According to CLI .\chia.exe farm summary Farming status: Farming Total chia farmed: 11.750427916508 User transaction fees: 0.000427916508 Block rewards: 11.75 Last height farmed: 4055267 Local Harvester 4466 plots of size: 433.939 TiB on-disk, 442.239 TiBe (effective) Plot count for all harvesters: 4466 Total size of plots: 433.939 TiB, 442.239 TiBe (effective) Estimated network space: 26.922 EiB Expected time to win: 2 weeks Note: log into your key using 'chia wallet show' to see rewards for each key

TheSpearman commented 1 year ago

@bramv-chia

Running bladebit_cuda simulation shows no issue. So the machine is fine with driver and CUDA.

With some experimentation, with and without parallel_decompressor_count set:

Leaving at default of 0, causes GPU initialization to fail. It states to be falling back to CPU decompression instead.
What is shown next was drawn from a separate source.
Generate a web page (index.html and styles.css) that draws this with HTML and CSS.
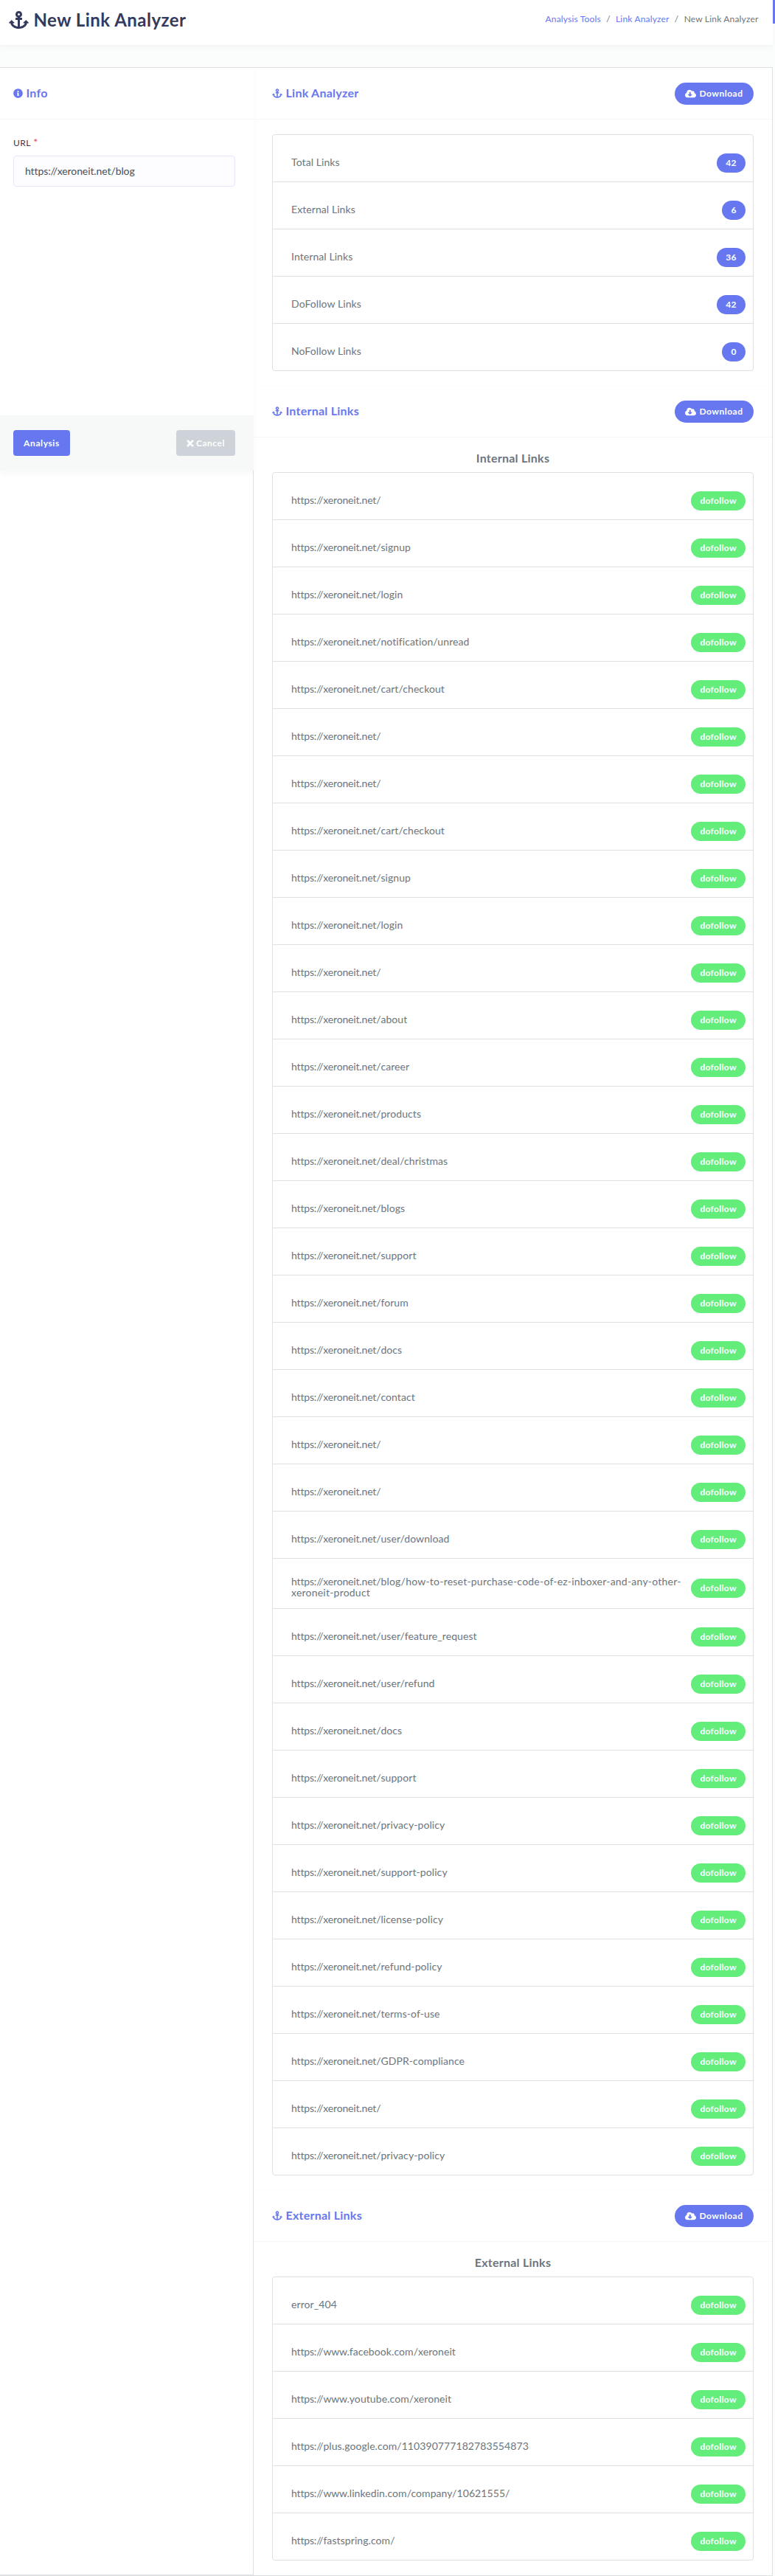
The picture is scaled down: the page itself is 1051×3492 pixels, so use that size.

Setting to 1, and I can see GPU compression working.

I've just tested at 0 again, and as before partials stop after about 10 minutes or so.

Even if the default is 0, and compression can't be used, it shouldn't stop partials from the uncompressed plots.

AtomicInternet2 commented 1 year ago

CPU: Ryzen 7 5700G with CPU harvesting only (No CUDA GPU present in system)

Added more compressed plots and changed parallell_decompressor_count to 2, still solid as a rock for 1.5 hours. I'm guessing there's a memory issue with whatever the default 0 values use. I haven't had a single restart since switching these values off default of 0.

C0 4058 91% C5 408 9%

decompressor_thread_count: 8 parallel_decompressor_count: 2

TheSpearman commented 1 year ago

I've been running for the last two hours now with GPU decompression working, actively adding more compressed plots during that time, all without issue.

emlowe commented 1 year ago

To clarify setting decompressor_thread_count: 0 is basically like saying "I have no compressed plots and I don't want any"

If you DO have a compressed plot and have decompressor_thread_count: 0 that plot will NEVER be read properly for proofs and this probably puts the harvester into a bad state.

We expect a fix for this issue shortly.

bramv-chia commented 1 year ago

The fix is expected to land into the RC5 build.